The $3 million structure, designed by Baldassano Architecture, is inspired by a 12th-century Romanesque apse that is part of the Cloisters collection of the Metropolitan Museum of Art in Upper Manhattan, according to Alex Badalamenti, one of the architects who worked on the school’s design.

That ancient apse, from Segovia, Spain, is a semicircular room with a half-dome ceiling and a central fresco.

The new school chapel, with a yellowish limestone veneer that does faintly resemble the coloring and style of the Cloisters apse, also adds a bell tower, and is meant to bring back an older tradition of worship, Brother Cregan said.

Many modernist churches, he added, are laid out horizontally. The school chapel that is being replaced, for example, is integrated into a side wing of the building with a classroom-style entry door, across the hall from a science lab. Its ceilings are eight feet high, and behind the pews there is a small niche with an electronic keyboard.

By contrast, the new building and its tower are rising from behind a glass corridor that connects the two wings of the school — classrooms on one side and the gym and auditorium on the other.

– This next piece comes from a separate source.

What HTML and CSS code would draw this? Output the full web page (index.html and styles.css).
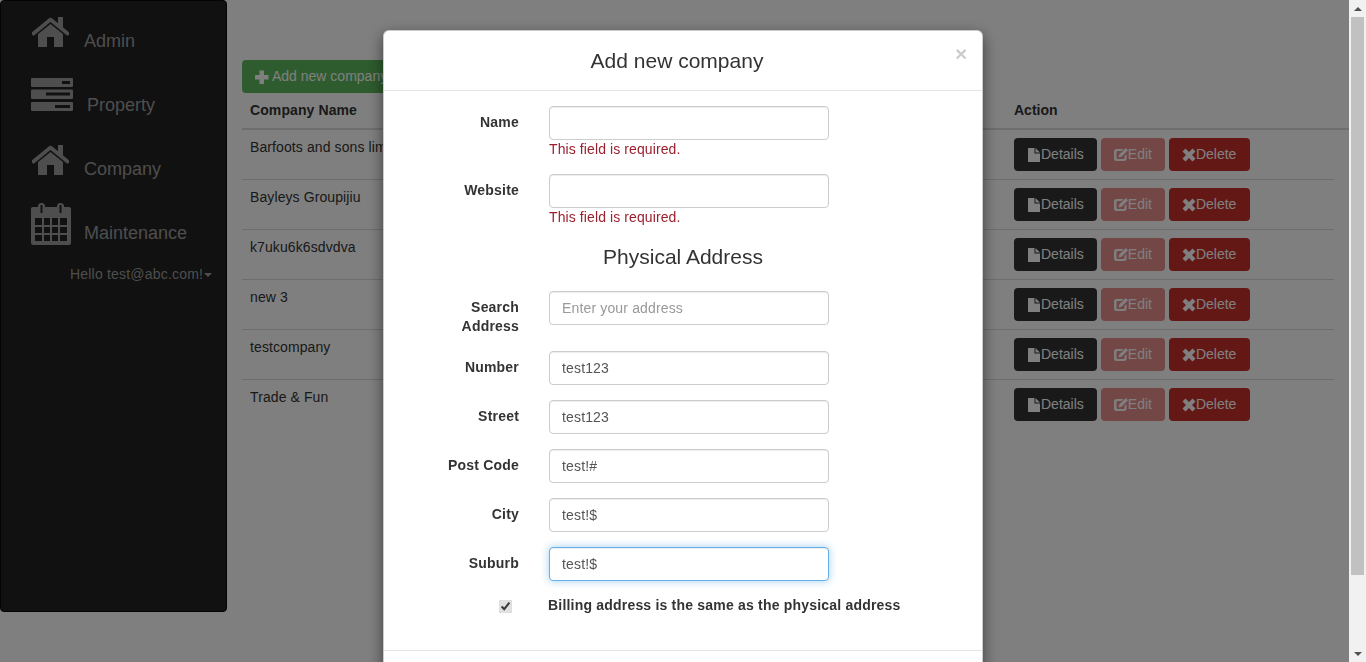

Brother Cregan and other Franciscans who “want to stress verticality,” he said, believe that the new chapel, with its soaring 30-foot ceilings, will teach teenagers that they are “worshiping God, not each other.”

In church architecture, the return to traditionalism is a trend across the country, according to Duncan Stroik, a specialist in the design of Catholic churches.

Mr. Stroik is also a professor at the University of Notre Dame, in the school’s classical architecture and traditional cities program, one of the few of its kind.

For a high school, he said, the decision to go traditional is unusual. “It’s so interesting that the high school is fairly contemporary, but the chapel is consciously a separate building,” he said. “Even from the outside, you can tell that it’s something different.”

Mr. Stroik explained that many of his clients these days express the desire for a church that lures people, rather than one that simply provides a functional gathering place.

As he put it: “There’s this sense that in walking into a vertical space, whether it’s St. Patrick’s Cathedral or Grand Central station, on the one hand you are in awe of how grand it is, and how small you are. But also there’s a kind of feeling that you are lifted up, you are ennobled.”

In the case of the Huntington school’s new chapel, some ennobling accessories were acquired with the help of modern technology. Stepping gingerly through the chapel construction site, Mr. Cregan pointed out his bargain-price purchases on eBay, the Internet auction Web site. These included the confessionals and pews, a 110-year-old arched stained glass window and a 100-year-old statue of St. Anthony.

He is proudest of the bell suspended from the top of the tower — another eBay find, for $4,000. A new one would have cost $20,000, according to John Petrocelli of the J. Petrocelli Construction Company, which is building the chapel.

The new chapel will seat 300, about twice the number accommodated by the current chapel. But for Brother Cregan and the school administration, bringing the chapel more in line with purist Franciscan traditions is the more pressing goal.

Many details of the design, including the unadorned archways and a wooden trussed ceiling in place of the more grandiose arched ceiling of stone or brick, have a Franciscan air, Mr. Stroik said. “There seems to be a Franciscan simplicity about it,” he added. “Looking at the exterior, there’s a simple stone facade, simple openings. The tower — it’s traditional, but not very ornate.”

There are 11 Catholic high schools on Long Island, according to the Diocese of Rockville Centre. Enrollment has been rising steadily by about 2 percent in the high schools over the last decade, Brother Cregan said, after a period in the late 1980s when several parochial schools in the area closed. St. Anthony’s is coeducational, with 2,400 students in Grades 9 through 12. Some students commute from as far east as Cutchogue and Water Mill, or from Queens to the west.

The school, which moved to its current campus in 1984 from Kings Park in Smithtown, is making other changes too. A field behind the school now holds a steel skeleton that will eventually be a $34 million 140,000-square-foot student activities center. The rendering, on a sign near the site, shows a glassy modern design.

Next fall, when the chapel is complete, students will take up the ancient activity of bell ringing for services, using a simple rope in the bell tower.

There might be some laughing from kids watching through the glass wall in the cafeteria next door. But that’s the idea, Brother Cregan said. “It’s in classic Franciscan fashion,” he explained, for the church to be “in the marketplace, not high on a hill.”